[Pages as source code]
──────────
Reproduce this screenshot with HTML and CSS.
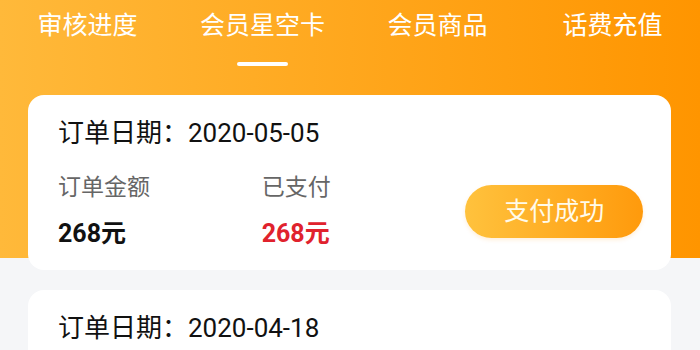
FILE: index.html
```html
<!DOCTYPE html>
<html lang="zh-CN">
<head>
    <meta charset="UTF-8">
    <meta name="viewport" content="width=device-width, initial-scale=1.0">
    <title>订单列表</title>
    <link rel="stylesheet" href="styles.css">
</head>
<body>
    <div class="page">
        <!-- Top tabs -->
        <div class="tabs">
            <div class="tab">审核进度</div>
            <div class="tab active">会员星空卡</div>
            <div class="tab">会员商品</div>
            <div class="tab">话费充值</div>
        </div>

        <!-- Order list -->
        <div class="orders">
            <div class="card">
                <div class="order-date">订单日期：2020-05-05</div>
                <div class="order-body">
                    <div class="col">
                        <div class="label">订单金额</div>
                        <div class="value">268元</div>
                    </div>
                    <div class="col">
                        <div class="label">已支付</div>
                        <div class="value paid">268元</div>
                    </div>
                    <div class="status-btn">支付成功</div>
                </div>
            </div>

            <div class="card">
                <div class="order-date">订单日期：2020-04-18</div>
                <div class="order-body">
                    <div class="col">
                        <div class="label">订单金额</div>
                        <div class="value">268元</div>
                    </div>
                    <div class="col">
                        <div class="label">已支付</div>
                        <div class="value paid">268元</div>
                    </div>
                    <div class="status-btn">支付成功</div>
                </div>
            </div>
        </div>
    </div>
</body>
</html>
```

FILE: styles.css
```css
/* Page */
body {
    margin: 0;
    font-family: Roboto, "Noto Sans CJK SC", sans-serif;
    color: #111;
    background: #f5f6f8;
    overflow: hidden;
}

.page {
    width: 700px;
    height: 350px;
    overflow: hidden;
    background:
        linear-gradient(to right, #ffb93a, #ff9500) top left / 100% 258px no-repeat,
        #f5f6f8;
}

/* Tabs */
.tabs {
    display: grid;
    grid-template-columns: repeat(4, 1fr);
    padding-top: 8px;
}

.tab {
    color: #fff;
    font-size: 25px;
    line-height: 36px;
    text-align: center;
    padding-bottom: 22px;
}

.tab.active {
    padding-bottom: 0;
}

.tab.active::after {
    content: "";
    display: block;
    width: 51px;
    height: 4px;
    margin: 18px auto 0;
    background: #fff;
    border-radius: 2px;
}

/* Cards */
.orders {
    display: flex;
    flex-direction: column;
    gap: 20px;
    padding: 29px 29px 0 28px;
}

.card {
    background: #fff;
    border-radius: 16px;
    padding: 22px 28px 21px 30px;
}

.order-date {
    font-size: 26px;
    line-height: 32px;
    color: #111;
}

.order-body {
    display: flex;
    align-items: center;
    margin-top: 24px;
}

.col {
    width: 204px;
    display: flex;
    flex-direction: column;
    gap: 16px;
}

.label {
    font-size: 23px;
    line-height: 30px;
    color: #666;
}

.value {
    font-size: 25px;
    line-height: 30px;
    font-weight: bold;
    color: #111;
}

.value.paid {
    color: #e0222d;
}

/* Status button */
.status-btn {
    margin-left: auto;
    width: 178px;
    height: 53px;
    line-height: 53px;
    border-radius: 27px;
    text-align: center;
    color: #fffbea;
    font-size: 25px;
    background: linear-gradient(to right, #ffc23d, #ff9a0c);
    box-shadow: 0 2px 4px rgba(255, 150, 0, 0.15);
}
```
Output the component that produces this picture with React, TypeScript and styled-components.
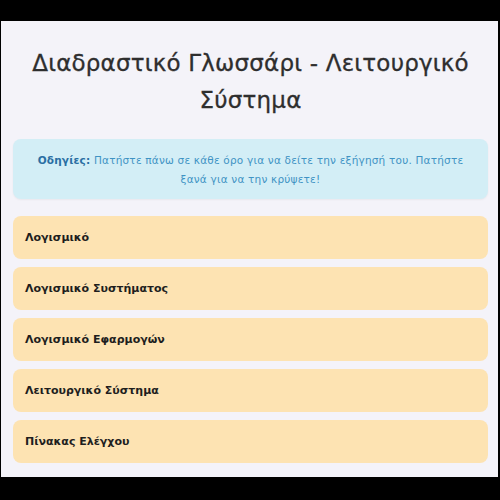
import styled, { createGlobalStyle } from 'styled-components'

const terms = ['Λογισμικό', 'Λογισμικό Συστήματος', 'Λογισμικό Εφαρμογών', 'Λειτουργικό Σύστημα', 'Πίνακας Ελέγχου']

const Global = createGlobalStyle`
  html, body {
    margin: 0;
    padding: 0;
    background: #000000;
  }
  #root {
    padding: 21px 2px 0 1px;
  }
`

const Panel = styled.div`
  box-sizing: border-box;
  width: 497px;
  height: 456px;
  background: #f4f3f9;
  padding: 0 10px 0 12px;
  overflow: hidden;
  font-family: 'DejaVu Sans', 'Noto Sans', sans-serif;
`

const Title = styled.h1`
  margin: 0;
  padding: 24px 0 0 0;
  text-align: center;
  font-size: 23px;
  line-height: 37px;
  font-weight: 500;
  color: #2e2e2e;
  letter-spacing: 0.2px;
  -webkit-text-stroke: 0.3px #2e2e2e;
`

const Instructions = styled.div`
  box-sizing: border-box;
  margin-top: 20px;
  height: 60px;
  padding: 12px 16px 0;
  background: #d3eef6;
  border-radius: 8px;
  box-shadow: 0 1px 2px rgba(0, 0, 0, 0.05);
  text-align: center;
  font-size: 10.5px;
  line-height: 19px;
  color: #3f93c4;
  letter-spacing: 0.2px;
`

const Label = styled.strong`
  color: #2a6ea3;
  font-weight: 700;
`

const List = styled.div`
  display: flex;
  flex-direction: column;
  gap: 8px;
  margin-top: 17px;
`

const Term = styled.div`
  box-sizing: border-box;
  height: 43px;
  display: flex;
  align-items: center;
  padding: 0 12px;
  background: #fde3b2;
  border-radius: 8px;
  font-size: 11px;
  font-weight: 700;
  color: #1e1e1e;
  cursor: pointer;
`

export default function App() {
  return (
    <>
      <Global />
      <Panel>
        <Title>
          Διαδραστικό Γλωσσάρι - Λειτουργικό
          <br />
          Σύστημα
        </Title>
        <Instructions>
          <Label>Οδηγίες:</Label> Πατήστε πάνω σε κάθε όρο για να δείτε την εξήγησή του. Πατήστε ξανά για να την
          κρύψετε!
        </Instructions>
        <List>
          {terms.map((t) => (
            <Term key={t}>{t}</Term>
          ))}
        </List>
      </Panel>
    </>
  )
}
──────────
## Requirements
Repeat the data in full and exactly. Omit pictures.

## Answer to the problem
Reproduce this screenshot with HTML and CSS.
FILE: index.html
```html
<!DOCTYPE html>
<html lang="zh-CN">
<head>
    <meta charset="UTF-8">
    <meta name="viewport" content="width=device-width, initial-scale=1.0">
    <title>订单列表</title>
    <link rel="stylesheet" href="styles.css">
</head>
<body>
    <div class="page">
        <!-- Top tabs -->
        <div class="tabs">
            <div class="tab">审核进度</div>
            <div class="tab active">会员星空卡</div>
            <div class="tab">会员商品</div>
            <div class="tab">话费充值</div>
        </div>

        <!-- Order list -->
        <div class="orders">
            <div class="card">
                <div class="order-date">订单日期：2020-05-05</div>
                <div class="order-body">
                    <div class="col">
                        <div class="label">订单金额</div>
                        <div class="value">268元</div>
                    </div>
                    <div class="col">
                        <div class="label">已支付</div>
                        <div class="value paid">268元</div>
                    </div>
                    <div class="status-btn">支付成功</div>
                </div>
            </div>

            <div class="card">
                <div class="order-date">订单日期：2020-04-18</div>
                <div class="order-body">
                    <div class="col">
                        <div class="label">订单金额</div>
                        <div class="value">268元</div>
                    </div>
                    <div class="col">
                        <div class="label">已支付</div>
                        <div class="value paid">268元</div>
                    </div>
                    <div class="status-btn">支付成功</div>
                </div>
            </div>
        </div>
    </div>
</body>
</html>
```

FILE: styles.css
```css
/* Page */
body {
    margin: 0;
    font-family: Roboto, "Noto Sans CJK SC", sans-serif;
    color: #111;
    background: #f5f6f8;
    overflow: hidden;
}

.page {
    width: 700px;
    height: 350px;
    overflow: hidden;
    background:
        linear-gradient(to right, #ffb93a, #ff9500) top left / 100% 258px no-repeat,
        #f5f6f8;
}

/* Tabs */
.tabs {
    display: grid;
    grid-template-columns: repeat(4, 1fr);
    padding-top: 8px;
}

.tab {
    color: #fff;
    font-size: 25px;
    line-height: 36px;
    text-align: center;
    padding-bottom: 22px;
}

.tab.active {
    padding-bottom: 0;
}

.tab.active::after {
    content: "";
    display: block;
    width: 51px;
    height: 4px;
    margin: 18px auto 0;
    background: #fff;
    border-radius: 2px;
}

/* Cards */
.orders {
    display: flex;
    flex-direction: column;
    gap: 20px;
    padding: 29px 29px 0 28px;
}

.card {
    background: #fff;
    border-radius: 16px;
    padding: 22px 28px 21px 30px;
}

.order-date {
    font-size: 26px;
    line-height: 32px;
    color: #111;
}

.order-body {
    display: flex;
    align-items: center;
    margin-top: 24px;
}

.col {
    width: 204px;
    display: flex;
    flex-direction: column;
    gap: 16px;
}

.label {
    font-size: 23px;
    line-height: 30px;
    color: #666;
}

.value {
    font-size: 25px;
    line-height: 30px;
    font-weight: bold;
    color: #111;
}

.value.paid {
    color: #e0222d;
}

/* Status button */
.status-btn {
    margin-left: auto;
    width: 178px;
    height: 53px;
    line-height: 53px;
    border-radius: 27px;
    text-align: center;
    color: #fffbea;
    font-size: 25px;
    background: linear-gradient(to right, #ffc23d, #ff9a0c);
    box-shadow: 0 2px 4px rgba(255, 150, 0, 0.15);
}
```
Output the component that produces this picture with React, TypeScript and styled-components.
import styled, { createGlobalStyle } from 'styled-components'

const terms = ['Λογισμικό', 'Λογισμικό Συστήματος', 'Λογισμικό Εφαρμογών', 'Λειτουργικό Σύστημα', 'Πίνακας Ελέγχου']

const Global = createGlobalStyle`
  html, body {
    margin: 0;
    padding: 0;
    background: #000000;
  }
  #root {
    padding: 21px 2px 0 1px;
  }
`

const Panel = styled.div`
  box-sizing: border-box;
  width: 497px;
  height: 456px;
  background: #f4f3f9;
  padding: 0 10px 0 12px;
  overflow: hidden;
  font-family: 'DejaVu Sans', 'Noto Sans', sans-serif;
`

const Title = styled.h1`
  margin: 0;
  padding: 24px 0 0 0;
  text-align: center;
  font-size: 23px;
  line-height: 37px;
  font-weight: 500;
  color: #2e2e2e;
  letter-spacing: 0.2px;
  -webkit-text-stroke: 0.3px #2e2e2e;
`

const Instructions = styled.div`
  box-sizing: border-box;
  margin-top: 20px;
  height: 60px;
  padding: 12px 16px 0;
  background: #d3eef6;
  border-radius: 8px;
  box-shadow: 0 1px 2px rgba(0, 0, 0, 0.05);
  text-align: center;
  font-size: 10.5px;
  line-height: 19px;
  color: #3f93c4;
  letter-spacing: 0.2px;
`

const Label = styled.strong`
  color: #2a6ea3;
  font-weight: 700;
`

const List = styled.div`
  display: flex;
  flex-direction: column;
  gap: 8px;
  margin-top: 17px;
`

const Term = styled.div`
  box-sizing: border-box;
  height: 43px;
  display: flex;
  align-items: center;
  padding: 0 12px;
  background: #fde3b2;
  border-radius: 8px;
  font-size: 11px;
  font-weight: 700;
  color: #1e1e1e;
  cursor: pointer;
`

export default function App() {
  return (
    <>
      <Global />
      <Panel>
        <Title>
          Διαδραστικό Γλωσσάρι - Λειτουργικό
          <br />
          Σύστημα
        </Title>
        <Instructions>
          <Label>Οδηγίες:</Label> Πατήστε πάνω σε κάθε όρο για να δείτε την εξήγησή του. Πατήστε ξανά για να την
          κρύψετε!
        </Instructions>
        <List>
          {terms.map((t) => (
            <Term key={t}>{t}</Term>
          ))}
        </List>
      </Panel>
    </>
  )
}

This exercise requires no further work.